¶ … Guys by Lefkowitz
Response to Chapter 2 ("Secrets") of Our Guys by Bernard Lefkowitz
The most accurate way I can describe my response to Chapter 2, "Secrets," within the book Our Guys by Bernard Lefkowitz (1997), is that, first, it gave me the willies to visualize, and imagine the primitive cruelties that privileged, supposedly civilized teenagers are capable of, and, second, that it gave me a sense of outrage.
Chapter 2 starts off with the demographics and residential history of Glen Ridge, an ironic setting for the crimes committed against Leslie. And that irony in fact makes the deeds all the more disgusting and appalling.
After reading about the gang rape of Leslie by this group of over-rated, malevolent, and immature high school jocks, my reaction was to feel incensed that this supposedly genteel and extremely civil community could host such crimes - but then it all made perfect sense: all too often, those raised in such a cliquish; overly-sheltered; chummy, clubby environment, where they are never held accountable for misdeeds or forced to atone for them, continue believing, on into adolescence and adulthood, that society's rules and limits simply do not apply to them.
As I read through Chapter 2, it also reminded me of the worst aspects my own school experiences, seeing other kids harassed; not wanting to join the popular groups because they seemed silly, and yet being incredibly, unceasingly, self-conscious. For many kids, but especially slow or handicapped ones like Leslie, the teen years are such a pitiless time in general, in so many ways. Throughout this chapter I kept feeling increasingly sorry for Leslie, who suffered the derision of other kids and put up with it so they might like her.
The chapter also underscored for me of how cruel and non-reflective young people, especially in peer groups, can be, unless taught otherwise. Kevin, Kyle, Chris and the others seemed never to have been held accountable for any of the destructive or illegal things they had done at school and elsewhere; so they must have believed that they would get away, similarly, with the gang rape of Leslie.
This group of teenagers reminded me a little bit of the group of boys marooned together on an island in William Golding's novel Lord of the Flies; like the boys on that island, the isolation and togetherness of the Glen Ridge high school jocks brings out the worst and most barbaric in all of them.
Glen Ridges's prized, more athletic than average but otherwise unexceptional teenage jocks, when all together in their tightly-knit peer group, want more than anything to impress each other, at any cost.
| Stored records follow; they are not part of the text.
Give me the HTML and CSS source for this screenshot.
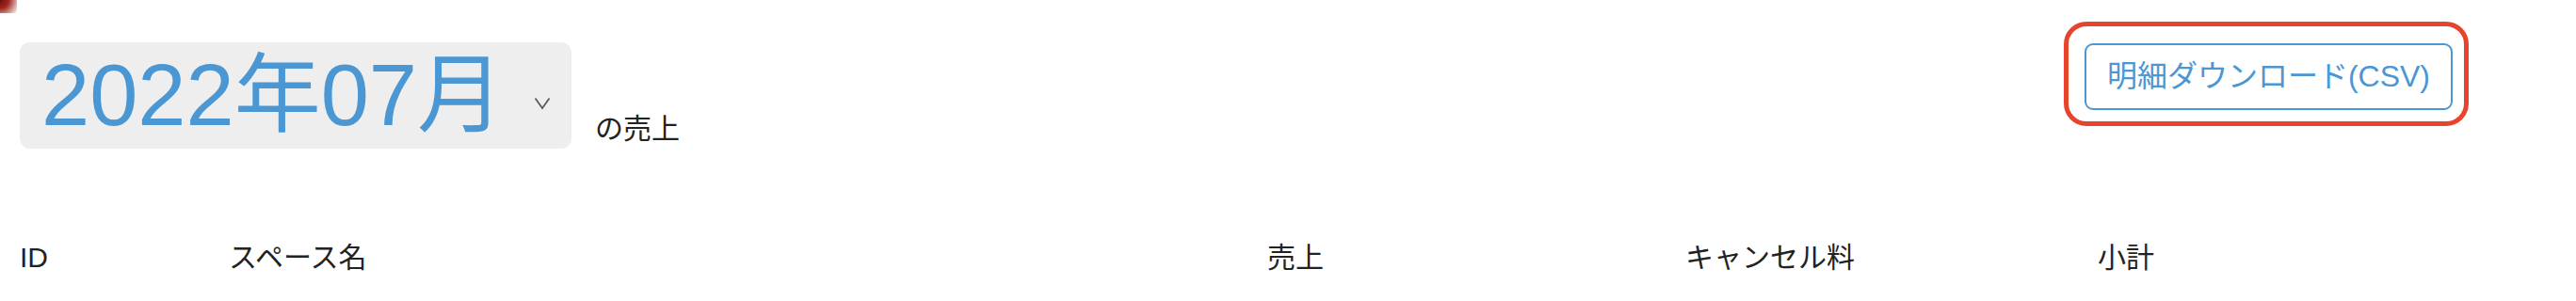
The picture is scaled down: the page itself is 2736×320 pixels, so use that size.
FILE: index.html
```html
<!DOCTYPE html>
<html lang="ja">
<head>
<meta charset="utf-8">
<title>売上</title>
<link rel="stylesheet" href="styles.css">
</head>
<body>
<div class="corner-mark"></div>
<main class="page">
  <section class="top">
    <div class="period">
      <div class="month-select">
        <span class="month-value">2022年07月</span>
        <svg class="chevron" width="18" height="14" viewBox="0 0 18 14" aria-hidden="true">
          <polyline points="1.5,1.5 9,12 16.5,1.5" fill="none" stroke="#5a5a5a" stroke-width="1.8"/>
        </svg>
      </div>
      <span class="period-label">の売上</span>
    </div>
    <div class="highlight">
      <button class="csv-button" type="button">明細ダウンロード(CSV)</button>
    </div>
  </section>
  <div class="table-head">
    <div class="th">ID</div>
    <div class="th">スペース名</div>
    <div class="th">売上</div>
    <div class="th">キャンセル料</div>
    <div class="th">小計</div>
  </div>
</main>
</body>
</html>
```
FILE: styles.css
```css
html, body {
  margin: 0;
  padding: 0;
  background: #ffffff;
}

body {
  font-family: "Liberation Sans", "Noto Sans CJK JP", sans-serif;
  color: #222222;
  position: relative;
  width: 2736px;
  height: 320px;
  overflow: hidden;
}

.corner-mark {
  position: absolute;
  left: 0;
  top: 0;
  width: 18px;
  height: 14px;
  background: radial-gradient(circle at 0 0, #6e1010 0, #a1261f 40%, rgba(200, 80, 70, 0) 100%);
}

.page {
  display: flex;
  flex-direction: column;
}

.top {
  display: flex;
  justify-content: space-between;
  align-items: flex-start;
  padding: 23px 114px 0 21px;
}

.period {
  display: flex;
  align-items: flex-end;
  margin-top: 22px;
}

.month-select {
  display: flex;
  align-items: center;
  box-sizing: border-box;
  width: 586px;
  height: 113px;
  padding: 0 22px 0 23px;
  background: #eeeeee;
  border-radius: 11px;
}

.month-value {
  flex: 1;
  font-size: 92px;
  line-height: 92px;
  color: #4a97d3;
  white-space: nowrap;
  margin-top: -1px;
}

.chevron {
  display: block;
  margin-top: 17px;
}

.period-label {
  font-size: 30px;
  line-height: 36px;
  margin: 0 0 3px 25px;
  white-space: nowrap;
}

.highlight {
  border: 5px solid #e8432c;
  border-radius: 24px;
  padding: 18px 12px 12px 17px;
}

.csv-button {
  display: block;
  margin: 0;
  padding: 14px 22px;
  font-family: "Liberation Sans", "Noto Sans CJK JP", sans-serif;
  font-size: 32px;
  line-height: 39px;
  color: #4a97d3;
  background: #ffffff;
  border: 2px solid #4a97d3;
  border-radius: 9px;
  white-space: nowrap;
}

.table-head {
  display: grid;
  grid-template-columns: 222px 1103px 444px 438px 1fr;
  padding: 0 0 0 21px;
  margin-top: 96px;
}

.th {
  font-size: 30px;
  line-height: 40px;
  white-space: nowrap;
}
```
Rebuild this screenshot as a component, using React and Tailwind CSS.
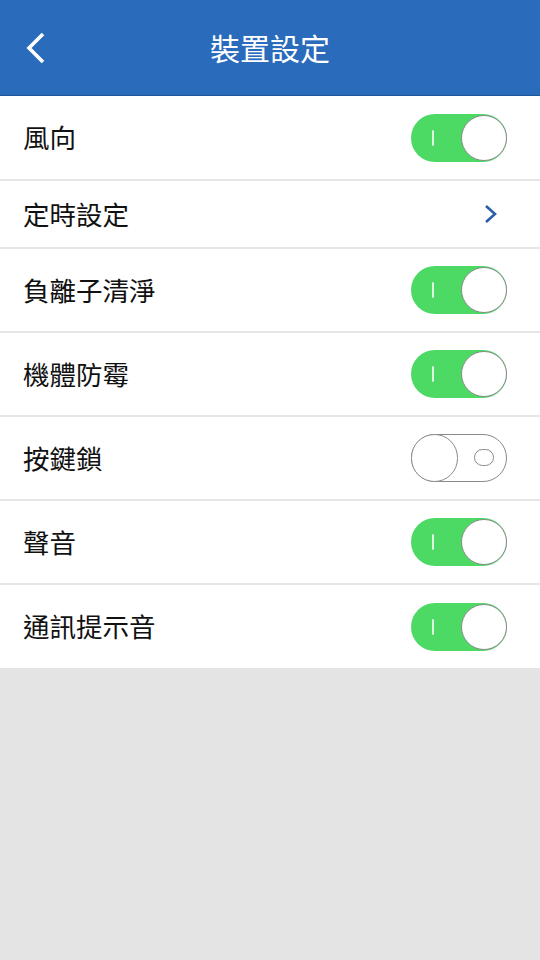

It broke my heart visualizing Leslie at the various stages of her life in Glen Ridge, at age five; at age seven; at age 11 or 12, when she was first molested by Michael Barone. This chapter also reminded me of how often that relatively privileged people, with these spoiled, overly-entitled jocks being an example, despite a veneer of outer civility, believe that rules and laws actually do not apply to them. They believe, as this group of young men did, that if they break the law they will be entitled to get away with it, since they are "special." All too often, moreover, that is exactly what happens. The main feeling that I have from reading Chapter 2, then, and from reading this whole book, is one of enormous indignation and outrage.
This case of these young men of Glen Ridge reminded me in some respects of the murder by the then-teenaged Michael Skakel (the late Senator Robert F. Kennedy's widow's nephew), of a girl in his own upper-crust New England neighborhood. After that killing Michael Skakel was protected by his wealthy family, for years, following his murder of this girl with a golf club when he was 15 years old. And the wealth and privilege of the family made it entirely possible for Michael's crime to be covered up. Only as a result of his own bragging to someone, as an adult, about how he had gotten away with murder because of his family connections, was Michael Skakel ever brought to justice for this crime. People like this are sometimes so arrogant that they feel they can even brag about committing crimes and remain scot-free, while poorer people, sometimes even those who did not commit crimes, go to prison for lack of a pricey defense in court.
This chapter made me feels angry about the sharp divisions among privileged and more ordinary citizens, when it comes to criminal justice. The successful Glen Ridge parents of these teenaged miscreants were always almost militantly determined, even long before Leslie was raped by their sons, to deny, deflect, hide, and obfuscate their children's misdeeds - at school, at the country club they nearly ruined, on the playing field, and elsewhere.